Catherine GUTMAN, etc., plaintiff-respondent, v. Heilin CABRERA, etc., defendant third-party plaintiff-appellant; The Washington Condominium Association, etc., et al., third-party defendants-respondents, et al., third-party defendants.
In an action, inter alia, for injunctive relief and to recover damages for breach of contract and injury to property, the defendant third-party plaintiff appeals from so much of an order of the Supreme Court, Kings County (Schneier, J.H.O.), dated May 7, 2013, as conditionally granted that branch of the plaintiff's motion which was pursuant to CPLR 3126 to strike her answer and third-party complaint unless she appeared for a deposition on a specified date.
ORDERED that the order is affirmed insofar as appealed from, with costs.
The Supreme Court conditionally granted that branch of the plaintiff's motion which was pursuant to CPLR 3126 to strike the answer and the third-party complaint of the defendant third-party plaintiff (hereinafter the appellant) unless she appeared for a deposition on a specified date.
The nature and degree of a penalty to be imposed on a motion pursuant to CPLR 3126 is a matter generally left to the discretion of the Supreme Court (see Harris v. City of New York, 117 AD3d 790; see also Apladenaki v. Greenpoint Mtge. Funding, Inc., 117 AD3d 976; Fishbane v. Chelsea Hall, LLC, 65 AD3d 1079, 1081). “If any party ․ refuses to obey an order for disclosure or willfully fails to disclose information which the court finds ought to have been disclosed,” the court may issue an order to sanction that party (CPLR 3126). Such sanctions may include an order striking that party's pleading (see CPLR 3126).
“The striking of a party's pleading is a drastic remedy only warranted where there has been a clear showing that the failure to comply with [court-ordered discovery] was willful and contumacious” (Arpino v. F.J.F. & Sons Elec., Co., Inc., 102 AD3d 201, 210; see Facey v. Silver Express Cab Corp., 87 AD3d 1053, 1053; Patel v. DeLeon, 43 AD3d 432, 432–433). “ ‘Willful and contumacious conduct may be inferred from a party's repeated failure to comply with court-ordered discovery, coupled with inadequate explanations for the failures to comply or a failure to comply with court-ordered discovery over an extended period of time’ “ (Orgel v. Stewart Tit. Ins. Co., 91 AD3d 922, 923, quoting Rock City Sound, Inc. v. Bashian & Farber, LLP, 83 AD3d 685, 686–687; see Arpino v. F.J.F. & Sons Elec., Co., Inc., 102 AD3d at 210).
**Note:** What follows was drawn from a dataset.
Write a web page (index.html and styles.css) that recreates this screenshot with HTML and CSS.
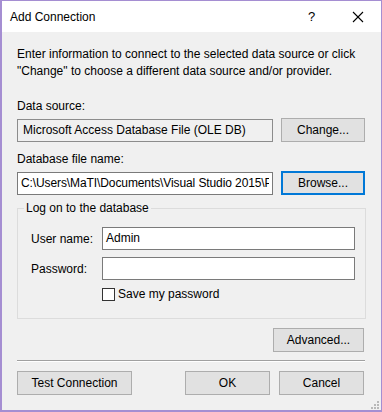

Here, the appellant repeatedly failed to comply with the Supreme Court's discovery orders, including the failure to provide supplemental responses to certain interrogatories and to appear for a deposition. At the time that the court ordered that the parties' depositions be conducted by February 27, 2013, two prior court-ordered deadlines had passed, and the case was almost five years old. Moreover, the appellant's excuse for failing to appear for a deposition on February 27, 2013, even though her counsel had confirmed her appearance prior to that date, was not reasonable. Furthermore, the Supreme Court only conditionally granted that branch of the plaintiff's motion which was to strike the appellant's pleadings, and provided the appellant an additional date to appear for a deposition.
Accordingly, the Supreme Court providently exercised its discretion in conditionally granting that branch of the plaintiff's motion which was pursuant to CPLR 3126 to strike the appellant's answer and third-party complaint unless she appeared for a deposition on a specified date (see Harris v. City of New York, 117 AD3d at 790; Almonte v. Pichardo, 105 AD3d 687, 688; Sadoyan v. Castro, 102 AD3d 666, 667; Zhang v. Santan, 52 AD3d 484, 485; Carbajal v. Bobo Robo, Inc., 38 AD3d 820, 821, 822; Xina v. City of New York, 13 AD3d 440, 441).
The appellant's remaining contentions either are without merit or concern matters that are outside of the record and cannot be considered on appeal.